No dia 4 de setembro, a Maré amanheceu sem tiros. Aparentemente, não haveria operação. Então, mesmo com a tensão no ar, devido à possibilidade de uma nova operação, que poderia começar a qualquer momento, as escolas reabriram e alguns alunos voltaram a estudar.
O desrespeito à população não é recente. Em 2021, em meio à pandemia, pessoas foram removidas na Nova Holanda e, à época, houve o mesmo modus operandi por parte das forças do Estado. O presidente da Associação de Moradores da Nova Holanda na ocasião, Gilmar Júnior, hoje explica que no caso do condomínio sendo derrubado atualmente, não houve nenhum aviso ou notificação de irregularidade dada pelas autoridades durante todo o processo de construção:
“Os moradores estão desesperados, pois não há direito ao aluguel social ou a outro programa social.

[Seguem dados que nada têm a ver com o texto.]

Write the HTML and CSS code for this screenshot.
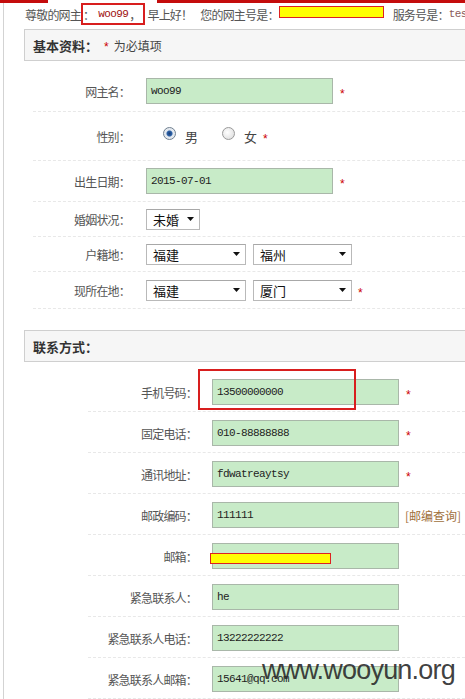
FILE: index.html
```html
<!DOCTYPE html>
<html lang="zh-CN">
<head>
    <meta charset="UTF-8">
    <title>网主资料</title>
    <link rel="stylesheet" href="styles.css">
</head>
<body>
    <div class="topbar">
        <span class="bar red first"></span>
        <span class="bar tab"></span>
        <span class="bar red rest"></span>
    </div>
    <div class="page">
        <div class="greet">
            <span>尊敬的网主</span>
            <span class="hl">：<span class="mono name">woo99</span>，</span>
            <span class="seg">早上好！</span>
            <span class="seg gap8">您的网主号是：</span><span class="redact"></span>
            <span class="seg gap9">服务号是：</span><span class="mono svc">test01</span>
        </div>

        <div class="sec-head"><b>基本资料：</b><span class="req">*</span> 为必填项</div>
        <div class="sec basic">
            <div class="row h41">
                <label>网主名：</label>
                <div class="field">woo99</div>
                <span class="req">*</span>
            </div>
            <div class="row h49">
                <label>性别：</label>
                <span class="radio checked"></span><span class="opt">男</span>
                <span class="radio"></span><span class="opt">女</span>
                <span class="req">*</span>
            </div>
            <div class="row h41">
                <label>出生日期：</label>
                <div class="field">2015-07-01</div>
                <span class="req">*</span>
            </div>
            <div class="row h35">
                <label>婚姻状况：</label>
                <div class="select w54">未婚<svg width="7" height="4" viewBox="0 0 7 4"><path d="M0 0h7L3.5 4z" fill="#111"/></svg></div>
            </div>
            <div class="row h35">
                <label>户籍地：</label>
                <div class="select w100">福建<svg width="7" height="4" viewBox="0 0 7 4"><path d="M0 0h7L3.5 4z" fill="#111"/></svg></div>
                <div class="select w99">福州<svg width="7" height="4" viewBox="0 0 7 4"><path d="M0 0h7L3.5 4z" fill="#111"/></svg></div>
            </div>
            <div class="row h37">
                <label>现所在地：</label>
                <div class="select w100">福建<svg width="7" height="4" viewBox="0 0 7 4"><path d="M0 0h7L3.5 4z" fill="#111"/></svg></div>
                <div class="select w99">厦门<svg width="7" height="4" viewBox="0 0 7 4"><path d="M0 0h7L3.5 4z" fill="#111"/></svg></div>
                <span class="req">*</span>
            </div>
        </div>

        <div class="sec-head"><b>联系方式：</b></div>
        <div class="sec contact">
            <div class="row">
                <label>手机号码：</label>
                <div class="field">13500000000<span class="mark-box"></span></div>
                <span class="req">*</span>
            </div>
            <div class="row">
                <label>固定电话：</label>
                <div class="field">010-88888888</div>
                <span class="req">*</span>
            </div>
            <div class="row">
                <label>通讯地址：</label>
                <div class="field">fdwatreaytsy</div>
                <span class="req">*</span>
            </div>
            <div class="row">
                <label>邮政编码：</label>
                <div class="field">111111</div>
                <a class="lookup">[邮编查询]</a>
            </div>
            <div class="row">
                <label>邮箱：</label>
                <div class="field"><span class="redact mail"></span></div>
            </div>
            <div class="row">
                <label>紧急联系人：</label>
                <div class="field">he</div>
            </div>
            <div class="row">
                <label>紧急联系人电话：</label>
                <div class="field">13222222222</div>
            </div>
            <div class="row">
                <label>紧急联系人邮箱：</label>
                <div class="field">15641@qq.com</div>
            </div>
        </div>

        <div class="watermark">www.wooyun.org</div>
    </div>
</body>
</html>
```
FILE: styles.css
```css
html {
    overflow: hidden;
}

body {
    margin: 0;
    font-family: "Noto Sans CJK SC", sans-serif;
    font-size: 12px;
    letter-spacing: -0.8px;
    color: #555;
    background: #fff;
}

.topbar {
    display: flex;
    height: 3px;
    width: 900px;
}

.bar.red {
    background: #c40c0c;
}

.bar.first {
    width: 48px;
}

.bar.tab {
    width: 109px;
}

.bar.rest {
    flex: 1;
}

.page {
    position: relative;
    width: 800px;
    margin-left: 3px;
    padding-left: 20px;
    border-left: 1px solid #d3d3d3;
    padding-bottom: 40px;
}

.mono {
    font-family: "Liberation Mono", monospace;
    font-size: 11px;
    letter-spacing: -0.6px;
}

.greet {
    display: flex;
    align-items: center;
    height: 22px;
    margin-bottom: 4px;
    margin-left: 1px;
    white-space: nowrap;
    color: #555;
}

.hl {
    display: flex;
    align-items: center;
    height: 22px;
    box-sizing: border-box;
    border: 2px solid #d81e1e;
    padding-right: 3px;
    margin-right: 2px;
}

.name {
    color: #a01010;
    margin-left: 4px;
    margin-right: 1px;
}

.gap8 {
    margin-left: 8px;
}

.gap9 {
    margin-left: 9px;
}

.svc {
    color: #8a5a5a;
}

.redact {
    display: inline-block;
    width: 105px;
    height: 12px;
    box-sizing: border-box;
    background: #ffff00;
    border: 1px solid #d22;
    margin-top: -4px;
}

.sec-head {
    display: flex;
    align-items: center;
    height: 32px;
    box-sizing: border-box;
    padding-left: 8px;
    background: #f6f6f6;
    border: 1px solid #cfcfcf;
    color: #444;
    letter-spacing: 0;
}

.sec-head b {
    font-size: 13px;
    color: #333;
}

.sec-head .req {
    margin: 0 5px 0 6px;
    padding-top: 4px;
}

.req {
    color: #c00;
    font-family: "Liberation Sans", sans-serif;
    font-size: 12px;
    letter-spacing: 0;
    padding-top: 5px;
}

.row {
    display: flex;
    align-items: center;
    box-sizing: border-box;
    border-bottom: 1px dashed #e8e8e8;
}

.row label {
    text-align: right;
    color: #555;
}

.field {
    position: relative;
    display: flex;
    align-items: center;
    width: 187px;
    height: 26px;
    box-sizing: border-box;
    padding-left: 4px;
    background: #c8ebc8;
    border: 1px solid #a9b7a9;
    font-family: "Liberation Mono", monospace;
    font-size: 11px;
    letter-spacing: -0.6px;
    color: #222;
}

.field + .req {
    margin-left: 7px;
}

/* 基本资料 */
.basic {
    padding-top: 10px;
    margin-bottom: 21px;
}

.basic .row {
    margin-left: 9px;
}

.basic label {
    width: 97px;
    margin-right: 16px;
}

.h41 { height: 41px; }
.h49 { height: 49px; }
.h35 { height: 35px; }
.h37 { height: 37px; }

.radio {
    width: 13px;
    height: 13px;
    box-sizing: border-box;
    border-radius: 50%;
    border: 1px solid #9a9a9a;
    background: radial-gradient(circle at 40% 40%, #ffffff 0, #e4e4e4 70%, #cfcfcf 100%);
    margin-left: 17px;
    margin-top: -6px;
}

.opt + .radio {
    margin-left: 24px;
}

.radio.checked {
    border-color: #6f7f90;
    background: radial-gradient(circle, #1b3f78 0, #2c62a8 2.5px, #dfe6ee 3.5px, #f4f4f4 100%);
}

.opt {
    margin-left: 9px;
    font-size: 13px;
    letter-spacing: 0;
    color: #444;
}

.opt + .req {
    margin-left: 6px;
}

.select {
    display: flex;
    align-items: center;
    justify-content: space-between;
    height: 21px;
    box-sizing: border-box;
    padding: 0 5px 0 6px;
    border: 1px solid #b9b9b9;
    border-top-color: #a8a8a8;
    background: #fff;
    font-size: 13px;
    letter-spacing: 0;
    color: #111;
}

.select + .select {
    margin-left: 7px;
}

.select + .req {
    margin-left: 6px;
}

.w54 { width: 54px; }
.w100 { width: 100px; }
.w99 { width: 99px; }

/* 联系方式 */
.contact {
    padding-top: 9px;
}

.contact .row {
    margin-left: 64px;
    padding: 8px 0 6px;
}

.contact label {
    width: 109px;
    margin-right: 15px;
}

.lookup {
    margin-left: 6px;
    color: #a0703c;
    font-size: 12px;
    letter-spacing: 0;
}

.mark-box {
    position: absolute;
    left: -15px;
    top: -11px;
    width: 158px;
    height: 41px;
    box-sizing: border-box;
    border: 2px solid #d81e1e;
}

.redact.mail {
    position: absolute;
    left: -3px;
    top: 9px;
    width: 121px;
    height: 11px;
    margin-top: 0;
}

.watermark {
    position: absolute;
    left: 258px;
    top: 652px;
    font-family: "Liberation Sans", Arial, sans-serif;
    font-size: 27px;
    letter-spacing: -0.8px;
    color: rgba(40, 40, 40, 0.9);
}
```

Hoje, destruíram o sonho do morador. Antes, era um terreno vazio, sem nenhum projeto para o local. A periferia sempre fica para trás. Estamos indignados!”
O avanço de grupos milicianos, inclusive, através de figuras políticas eleitas é escancarado no Rio de Janeiro. As milícias perpetram práticas anti-democráticas, como o curral eleitoral, penetram no Estado e aplicam diversas outras estratégias mafiosas sofisticadas para se manter no poder. O assassinato da vereadora cria da Maré Marielle Franco denota a força das milícias e de sua sanha por terra.
Há tempos, percebe-se o avanço da exploração imobiliária como um dos principais braços financeiros do crime organizado carioca, seja da milícia ou das facções do tráfico de drogas. As quadrilhas da especulação imobiliária ilegal exploram e põem em risco pessoas de baixa renda, desassistidas pelo Estado e pelo mercado imobiliário formal, e ganham muito dinheiro e influência política a partir do parcelamento fácil e das acessíveis condições de pagamento, ao mesmo tempo em que, para os moradores, é talvez a única possibilidade de realizar o sonho da casa própria. Essas quadrilhas, segundo a polícia, passaram a fornecer moradia para grandes parcelas da população que, de outra forma, ficariam desamparadas. Enquanto os bancos impõem regras praticamente inatingíveis para pessoas de baixa renda e faveladas, as milícias e o tráfico facilitam, aquecem um mercado lucrativo, que tem trazido cada vez mais influência territorial e política para as quadrilhas que atuam no Rio de Janeiro. Quem perde? Quem sempre perdeu e ficou para trás: os moradores de favela, a maioria afro-brasileira, cujo direito à moradia, desde a abolição da escravatura, vem sendo sistematicamente negado. Às favelas, restam poucas opções: a auto-construção, a construção coletiva por meio de mutirões ou a mercê de quadrilhas que tentam lucrar com a negligência do Estado.
*Os nomes de todos envolvidos no texto, todos moradores da Maré, são fictícios para preservar a segurança dos mesmos.